In subacute and chronic disease weight loss is associated with a severe hypochromic, macrocytic anaemia, hypoalbuminemia and hyperglobulinaemia. Serum glutamyl transpeptidase concentration is raised by the activities of adult F. hepatica in bile ducts.
(iv) In can be confirmed by finding of eggs in the faeces. In case of acute infection, by post mortem lesions characteristic hepatic lesions, since the animals harbour immature parasites and there is very little chance of getting eggs in the faeces.
(v) Serological test such as enzyme linked immunosorbent assay has shown promise, particularly for the diagnosis of infection in cattle. A rise in antibody can be detected by 2 weeks after infection and keeps rising until 6 weeks.
Differential Diagnosis
- Haemonchosis
- Infectious necrotic hepatitis
- Anthrax
- Johne’s disease
- Other internal parasitism including parasitic gastroenteritis in sheep and ostertagiosis in cattle.
Treatment
Treatment of acute fascioliasis requires selection of a product highly effective against the juveniles those damage the liver parenchyma. For chronic disease, a compound active against the adult fluke is required.
1. Triclabendazole is specific compound for use against F. hepatica in sheep and cattle.
Dose: Sheep 10 mg/kg, Cattle 12 mg/kg
Higher doses are required for the control of F. gigentica in buffalo.
It is highly effective against all stages of fluke from 2 days old in sheep and 2 weeks in cattle and is the drug of choice in outbreaks of acute fluke disease.
It has been used with success in horses and donkeys (12 mg/kg) but is not licensed for this purpose.
Fluke populations resistent to triclabendazole have developed following intensive control regimes in a few instances.
2. Oxyclozanide is used only in cattle and has a significant effect against the adult fluke but is inactive against immature forms.
Dose: 10-15 mg/kg orally
3. Rafoxanide is found to be 98-99% effective @ 7.5 mg/kg B. wt.
4. Nitroxynil @ 10 mg/kg subcutaneously for 3 alternate days has good efficacy against adult flukes.
5. Albendazoles @ 7.5 mg/kg in sheep and 10 mg/kg in cattle is effective against adult fluke.
6. Closantel will kill the majority of flukes older than 4 weeks in sheep @ 10 mg/kg.
Control
Preventive measures are required in endemic areas as fascioliasis can cause death without warning causes significant production losses.
(1) By controlling snails
- Use of molluscicide: A number of chemicals are used as molluscicides and this method is known as chemical control. Common chemicals used are copper sulphate, Sodium pentachlorophenate but they may be potentially hazardous to man, livestock and environment. Safer and more selective low involvement molluscicides such as N-tritylmorpholine has been developed.
- Biological control: In this type of control the predator is used which eat on snails such as duck. Some arthropod larvae also eat on cercariae.

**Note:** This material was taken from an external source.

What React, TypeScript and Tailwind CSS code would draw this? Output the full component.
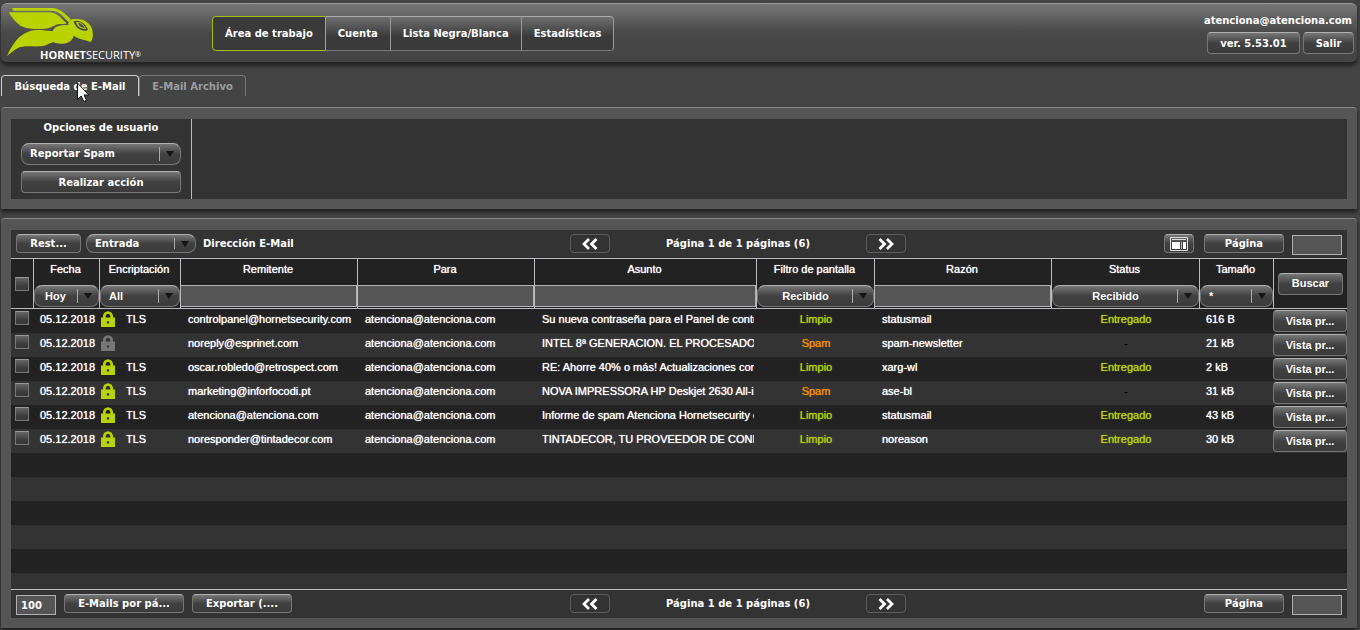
import type { ReactNode } from 'react';

type Mail = {
  tls: boolean;
  from: string;
  subject: string;
  filter: 'Limpio' | 'Spam';
  reason: string;
  delivered: boolean;
  size: string;
};

const mails: Mail[] = [
  { tls: true, from: 'controlpanel@hornetsecurity.com', subject: 'Su nueva contraseña para el Panel de contr', filter: 'Limpio', reason: 'statusmail', delivered: true, size: '616 B' },
  { tls: false, from: 'noreply@esprinet.com', subject: 'INTEL 8ª GENERACION. EL PROCESADO', filter: 'Spam', reason: 'spam-newsletter', delivered: false, size: '21 kB' },
  { tls: true, from: 'oscar.robledo@retrospect.com', subject: 'RE: Ahorre 40% o más! Actualizaciones con', filter: 'Limpio', reason: 'xarg-wl', delivered: true, size: '2 kB' },
  { tls: true, from: 'marketing@inforfocodi.pt', subject: 'NOVA IMPRESSORA HP Deskjet 2630 All-i', filter: 'Spam', reason: 'ase-bl', delivered: false, size: '31 kB' },
  { tls: true, from: 'atenciona@atenciona.com', subject: 'Informe de spam Atenciona Hornetsecurity e', filter: 'Limpio', reason: 'statusmail', delivered: true, size: '43 kB' },
  { tls: true, from: 'noresponder@tintadecor.com', subject: 'TINTADECOR, TU PROVEEDOR DE CONF', filter: 'Limpio', reason: 'noreason', delivered: true, size: '30 kB' },
];

const navItems = ['Cuenta', 'Lista Negra/Blanca', 'Estadísticas'];

const glossy =
  'rounded border border-[#777] border-t-[#b0b0b0] bg-linear-to-b from-[#777] via-[#414141] via-50% to-[#3b3b3b] font-bold text-white';
const arial = 'font-["Liberation_Sans",Arial,sans-serif] text-[11px]';
const field = 'border border-[#b0b2b4] bg-[#555] px-1 font-bold text-white outline-none';

function Button({ className, children, label }: { className: string; children: ReactNode; label?: string }) {
  return (
    <button type="button" aria-label={label} className={`${glossy} flex shrink-0 items-center justify-center whitespace-nowrap ${className}`}>
      {children}
    </button>
  );
}

type SelectProps = { label: string; value: string; className: string; textClass?: string };

function Select({ label, value, className, textClass = 'pl-2' }: SelectProps) {
  return (
    <div className={`relative shrink-0 ${className}`}>
      <select aria-label={label} className={`${glossy} block h-full w-full appearance-none rounded-lg pr-5 leading-none outline-none ${textClass}`}>
        <option>{value}</option>
      </select>
      <span className="pointer-events-none absolute inset-y-1 right-0 flex w-[22px] items-center border-l border-[#aaa] pl-1.5">
        <svg viewBox="0 0 8 6" className="h-1.5 w-2 fill-[#151515]">
          <path d="M0 0h8L4 6z" />
        </svg>
      </span>
    </div>
  );
}

function Checkbox({ label }: { label: string }) {
  return (
    <input
      type="checkbox"
      aria-label={label}
      className="block size-3.5 appearance-none border border-[#777] border-t-[#999] bg-linear-to-b from-[#666] to-[#3a3a3a] to-70%"
    />
  );
}

function Logo() {
  return (
    <svg viewBox="0 0 145 62" className="h-[62px] w-[145px]" role="img" aria-label="Hornetsecurity">
      <g transform="scale(.33333)" fill="#b8d300">
        <path d="M33 24H156C181 26 193 44 210 58L203 66C187 51 177 34 153 32H37Z" />
        <path d="M23 37H148C172 39 180 57 197 70C187 75 176 69 160 77C145 86 125 88 99 87C81 86 65 82 57 76C43 66 31 51 23 37Z" />
        <path d="M18 168C34 132 54 104 82 95C107 87 127 91 155 94C158 80 176 73 202 75C200 63 211 55 224 57C248 55 269 70 274 89C277 104 276 115 270 126C256 120 236 119 218 107C215 122 199 132 181 131C171 131 163 129 157 127C142 130 139 138 119 139C90 141 68 135 47 146C35 153 26 161 18 168Z" />
        <path d="M218 64C231 57 254 68 261 90C247 97 223 87 218 64Z" fill="#484848" />
        <path d="M225 67C236 62 250 73 255 87C242 88 228 80 225 67Z" />
        <path d="M231 69C241 69 248 77 251 84C240 83 233 77 231 69Z" fill="#525252" />
      </g>
      <text x="39" y="59" fill="#fff" fontSize="11" className='font-["Open_Sans",sans-serif]'>
        <tspan fontWeight="700">HORNET</tspan>
        <tspan fontWeight="400">SECURITY</tspan>
        <tspan fontWeight="400" fontSize="7" dy="-2">®</tspan>
      </text>
    </svg>
  );
}

function Lock({ active }: { active: boolean }) {
  return (
    <svg viewBox="0 0 14 16" className={`mt-0.5 h-4 w-3.5 shrink-0 ${active ? 'text-[#b8d300]' : 'text-[#777]'}`}>
      <path d="M3.300 8V5.400a3.700 3.900 0 0 1 7.400 0V8" fill="none" stroke="currentColor" strokeWidth="2.7" />
      <path d="M0 6.500h14V16H0z" fill="currentColor" />
      <circle cx="7" cy="11.500" r="1.200" fill="#333" />
    </svg>
  );
}

function Chevrons({ back }: { back?: boolean }) {
  return (
    <svg viewBox="0 0 16 12" className={`h-3 w-4 ${back ? 'rotate-180' : ''}`} fill="none" stroke="#fff" strokeWidth="2.8">
      <path d="M1.500 1l5 5-5 5M9 1l5 5-5 5" />
    </svg>
  );
}

function Pager() {
  return (
    <div className="flex items-start justify-between">
      <button type="button" aria-label="Anterior" className="flex h-[19px] w-10 items-center justify-center rounded border border-[#5c5c5c]">
        <Chevrons back />
      </button>
      <span className="leading-[19px]">Página 1 de 1 páginas (6)</span>
      <button type="button" aria-label="Siguiente" className="flex h-[19px] w-10 items-center justify-center rounded border border-[#5c5c5c]">
        <Chevrons />
      </button>
    </div>
  );
}

function Panel({ className, children }: { className: string; children: ReactNode }) {
  return (
    <section className={`rounded-t border-t border-[#888] bg-[#555] px-2.5 pt-[11px] pb-2.5 shadow-[0_3px_4px_#1c1c1c] ${className}`}>
      <div className="bg-[#333]">{children}</div>
    </section>
  );
}

function HeadCell({ title, children }: { title: string; children: ReactNode }) {
  return (
    <th scope="col" className="border-b border-l border-[#b8bcc0] p-0 align-top font-normal">
      <div className="pr-0.5 leading-5 [text-shadow:0_0_1px_currentColor]">{title}</div>
      <div className="mt-1.5">{children}</div>
    </th>
  );
}

function FilterInput({ label }: { label: string }) {
  return <input aria-label={label} className={`${field} block h-[22px] w-full border-l-0`} />;
}

function MailRow({ mail }: { mail: Mail }) {
  return (
    <tr className="h-6 odd:bg-[#222] even:bg-[#333]">
      <td className="p-0 pt-0.5 pl-1 align-top">
        <Checkbox label={`Seleccionar ${mail.from}`} />
      </td>
      <td className="p-0 pl-[7px] align-top">05.12.2018</td>
      <td className="p-0 pl-0.5 align-top">
        <div className="flex gap-[11px]">
          <Lock active={mail.tls} />
          {mail.tls && <span>TLS</span>}
        </div>
      </td>
      <td className="overflow-hidden p-0 pl-2 align-top">{mail.from}</td>
      <td className="overflow-hidden p-0 pl-2 align-top">atenciona@atenciona.com</td>
      <td className="p-0 pr-0.5 pl-2 align-top">
        <div className="overflow-hidden">{mail.subject}</div>
      </td>
      <td className={`p-0 pl-0.5 text-center align-top ${mail.filter === 'Spam' ? 'text-[#f09000]' : 'text-[#b8d300]'}`}>{mail.filter}</td>
      <td className="p-0 pl-2 align-top">{mail.reason}</td>
      <td className={`p-0 pl-0.5 text-center align-top ${mail.delivered ? 'text-[#b8d300]' : 'text-black'}`}>
        {mail.delivered ? 'Entregado' : '-'}
      </td>
      <td className="p-0 pl-[7px] align-top">{mail.size}</td>
      <td className="p-0 pt-px align-top">
        <Button className="h-[22px] w-full [text-shadow:none]">Vista pr...</Button>
      </td>
    </tr>
  );
}

function MailTable() {
  return (
    <table className={`w-full table-fixed border-separate border-spacing-0 border-y border-[#b8bcc0] font-normal text-white ${arial}`}>
      <colgroup>
        <col className="w-[22px]" />
        <col className="w-[66px]" />
        <col className="w-[81px]" />
        <col className="w-[177px]" />
        <col className="w-[177px]" />
        <col className="w-[222px]" />
        <col className="w-[118px]" />
        <col className="w-[177px]" />
        <col className="w-[148px]" />
        <col className="w-[74px]" />
        <col className="w-[74px]" />
      </colgroup>
      <thead className="bg-[#222]">
        <tr className="h-[50px]">
          <th className="border-b border-[#b8bcc0] p-0 pl-1">
            <Checkbox label="Seleccionar todo" />
          </th>
          <HeadCell title="Fecha">
            <Select label="Fecha" value="Hoy" className="h-[22px]" textClass="pl-2.5" />
          </HeadCell>
          <HeadCell title="Encriptación">
            <Select label="Encriptación" value="All" className="h-[22px]" />
          </HeadCell>
          <HeadCell title="Remitente">
            <FilterInput label="Remitente" />
          </HeadCell>
          <HeadCell title="Para">
            <FilterInput label="Para" />
          </HeadCell>
          <HeadCell title="Asunto">
            <FilterInput label="Asunto" />
          </HeadCell>
          <HeadCell title="Filtro de pantalla">
            <Select label="Filtro de pantalla" value="Recibido" className="h-[22px]" textClass="[text-align-last:center]" />
          </HeadCell>
          <HeadCell title="Razón">
            <FilterInput label="Razón" />
          </HeadCell>
          <HeadCell title="Status">
            <Select label="Status" value="Recibido" className="h-[22px]" textClass="[text-align-last:center]" />
          </HeadCell>
          <HeadCell title="Tamaño">
            <Select label="Tamaño" value="*" className="h-[22px]" />
          </HeadCell>
          <th className="border-b border-l border-[#b8bcc0] p-0 px-1">
            <Button className="h-[22px] w-full">Buscar</Button>
          </th>
        </tr>
      </thead>
      <tbody className="leading-5 whitespace-nowrap [text-shadow:0_0_1px_currentColor]">
        {mails.map((mail) => (
          <MailRow key={mail.from} mail={mail} />
        ))}
        {[24, 24, 24, 24, 24, 16].map((height, i) => (
          <tr key={i} className="odd:bg-[#222] even:bg-[#333]">
            <td colSpan={11} className="p-0" style={{ height }} />
          </tr>
        ))}
      </tbody>
    </table>
  );
}

export default function App() {
  return (
    <div className='min-h-screen overflow-hidden bg-[#444] pt-[3px] pr-[3px] pl-px font-["DejaVu_Sans",Verdana,sans-serif] text-[10px] font-bold text-white'>
      <header className="flex h-[59px] items-start rounded-md border-t border-[#999] bg-linear-to-b from-[#777] via-[#484848] via-50% to-[#444] shadow-[0_4px_4px_#222]">
        <div className="-mt-1 w-[211px]">
          <Logo />
        </div>
        <nav className="mt-3 flex h-[35px]">
          <button type="button" className="rounded-l border border-[#a5bd00] bg-[#3a3a3a] px-3">
            Área de trabajo
          </button>
          {navItems.map((item) => (
            <button
              key={item}
              type="button"
              className="border border-l-0 border-[#777] border-t-[#aaa] border-r-[#999] bg-linear-to-b from-[#707070] to-[#3a3a3a] to-60% px-3 last:rounded-r"
            >
              {item}
            </button>
          ))}
        </nav>
        <div className="mt-2.5 mr-[3px] ml-auto flex flex-col items-end gap-1">
          <span className="pr-0.5 leading-[14px]">atenciona@atenciona.com</span>
          <div className="flex gap-[3px]">
            <Button className="h-[22px] w-[93px]">ver. 5.53.01</Button>
            <Button className="h-[22px] w-[51px]">Salir</Button>
          </div>
        </div>
      </header>

      <nav className="mt-[13px] flex h-[21px]">
        <button type="button" className="relative w-[138px] rounded-t border border-b-0 border-[#ccc] bg-[#444]">
          Búsqueda de E-Mail
          <svg viewBox="0 0 12 20" className="absolute top-1.5 left-[75px] h-5 w-3">
            <path d="M.5 1v16.500l3.700-3.500 2.600 5.500 2.700-1.200-2.500-5.300h4.800z" fill="#fff" stroke="#111" />
          </svg>
        </button>
        <button type="button" className="w-[107px] rounded-t border border-b-0 border-[#777] text-[#999f9f]">
          E-Mail Archivo
        </button>
      </nav>

      <Panel className="mt-[11px]">
        <div className="flex w-[181px] flex-col border-r border-[#b8bcc0] px-2.5 pb-1.5 text-center">
          <h2 className="mb-1.5 leading-[18px]">Opciones de usuario</h2>
          <Select label="Opciones de usuario" value="Reportar Spam" className="mb-1.5 h-[22px]" />
          <Button className="h-[22px] w-full">Realizar acción</Button>
        </div>
      </Panel>

      <Panel className="mt-[9px]">
        <div className="grid h-7 grid-cols-[559fr_336px_441fr] pt-1">
          <div className="flex items-start gap-[5px] pl-[5px]">
            <Button className="h-[19px] w-[65px]">Rest...</Button>
            <Select label="Dirección" value="Entrada" className="h-[19px] w-[110px]" />
            <span className="pl-0.5 leading-[19px]">Dirección E-Mail</span>
          </div>
          <Pager />
          <div className="flex items-start justify-end pr-[5px]">
            <Button className="h-[19px] w-[30px]" label="Vista">
              <svg viewBox="0 0 18 14" className="h-3.5 w-[18px]" fill="none">
                <path d="M.5.5h17v13H.5z" stroke="#ddd" />
                <path d="M2 2.500h14" stroke="#ddd" />
                <path d="M2 5h8v7H2zM13 5h3v7h-3z" fill="#fff" />
                <path d="M11.500 5v7" stroke="#bbb" />
              </svg>
            </Button>
            <Button className="ml-2.5 h-[19px] w-20">Página</Button>
            <input aria-label="Número de página" className={`${field} mt-px ml-2 h-5 w-[50px]`} />
          </div>
        </div>
        <MailTable />
        <div className="grid h-7 grid-cols-[559fr_336px_441fr] pt-1">
          <div className="flex items-start gap-2 pl-[5px]">
            <input aria-label="E-Mails por página" defaultValue="100" className={`${field} mt-px h-5 w-10 px-0.5`} />
            <Button className="h-[19px] w-[120px]">E-Mails por pá...</Button>
            <Button className="h-[19px] w-[100px]">Exportar (....</Button>
          </div>
          <Pager />
          <div className="flex items-start justify-end gap-2 pr-[5px]">
            <Button className="h-[19px] w-20">Página</Button>
            <input aria-label="Ir a la página" className={`${field} mt-px h-5 w-[50px]`} />
          </div>
        </div>
      </Panel>
    </div>
  );
}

- Physical destruction: This is done by collecting the snails physically and then destroying them.
(2) By controlling animals from picking up infection by not allowing them to graze near water holdings particularly during late summer when grazing grounds become dried and after monsoon when the population of snails is at the peak.
(3) Livestock on heavily contaminated land may be protected from acute fascioliasis by taking advantage of the interval between the ingestion of metacercariae and the onset of the disease. Treatment during this period with a product effective against young flukes will eliminate migrating parasites before they cause serious liver damage.
(4) Reduction of pasture contamination with metacercariae will reduce future risk. To achieve this, adult fluke should be eliminated by using specific drugs from the bile ducts of all grazing stock in spring and early summer. This prevents egg excretion and minimizes the numbers of snail-seeking miracidia at this crucial stage of epidemiological cycle.
Vaccines for F. hepatica are under trial. Immune responses to successful vaccination strategies are qualitatively different from those induced by natural infection.